The other essential point Barrett makes is critiquing the assumption "that founding-era legislatures maximally exercised their power to regulate, thereby adopting a 'use it or lose it' view of legislative authority." We can group legislative action -- at the founding or at any other time -- into three broad buckets: (1) laws the legislature passed and which they believed  were constitutional (2) laws they did not pass because they thought they'd be unconstitutional, and (3) laws they did not pass, but not because they believed they were unconstitutional (one hopes the fourth category -- laws that were passed even though the legislature believed they were unconstitutional -- is close to a null set). The third category is an utterly mundane one: the legislature doesn't enact legislation for a whole host of reasons, the vast majority of which have nothing to do with any constitutional worries -- anything from "we think this is bad policy" to "we didn't consider this at all". 
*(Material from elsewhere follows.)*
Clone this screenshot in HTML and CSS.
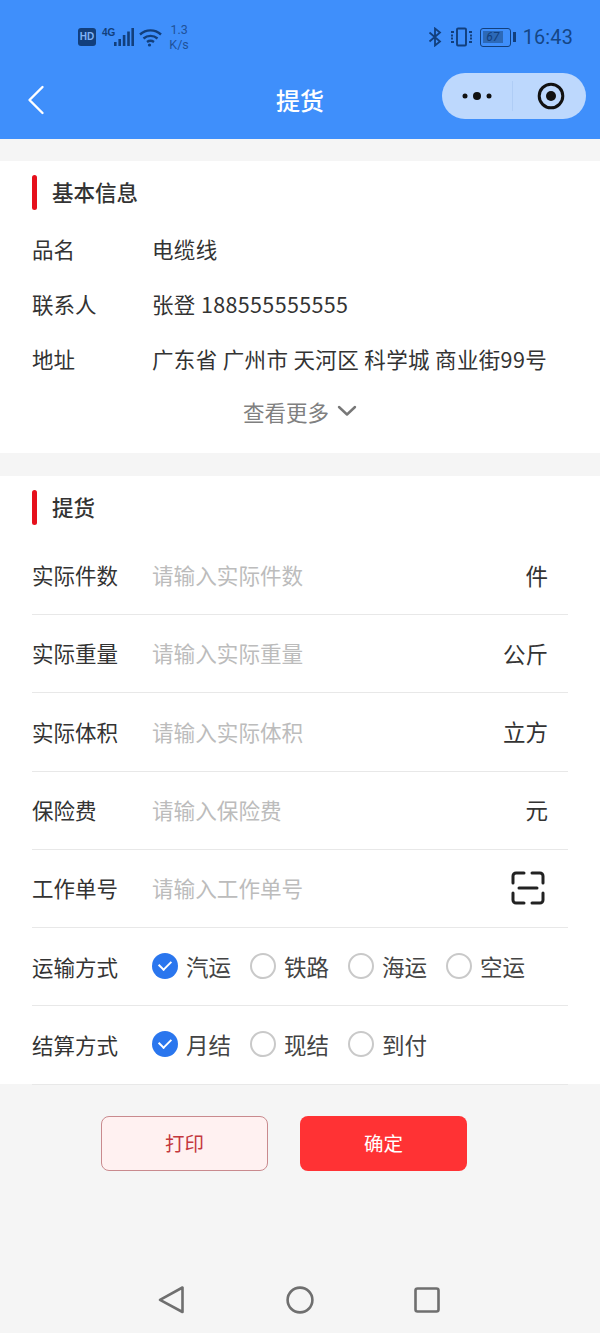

Unless we think that founding-era Americans enacted every single possible gun law that they thought was constitutionally-permissible -- legislating to the utmost limits of their constitutional authority -- there will be entries in both the second and third categories. But to modern eyes, these two buckets will be largely observationally equivalent -- the lack of a historical precedent could mean that laws of this sort were thought to be unconstitutional, or they could mean they weren't passed for the myriad range of other reasons laws don't get passed. Bruen basically papers over this problem by pretending the last bucket doesn't exist, but in doing so it curb-stomps its own historical test. As for me, I don't have a good answer regarding how to disaggregate the two buckets, but doing so is essential to actually applying the historical test Bruen purports to impose. I'll give one cheer to Justice Barrett for at least recognizing the problem, but I suspect that this is yet another reason why Bruen's nebulous and vexing character is going to be intractable and will remain how it's begun: an incoherent mess of law office history cloaking bog-standard ideological policy judgments.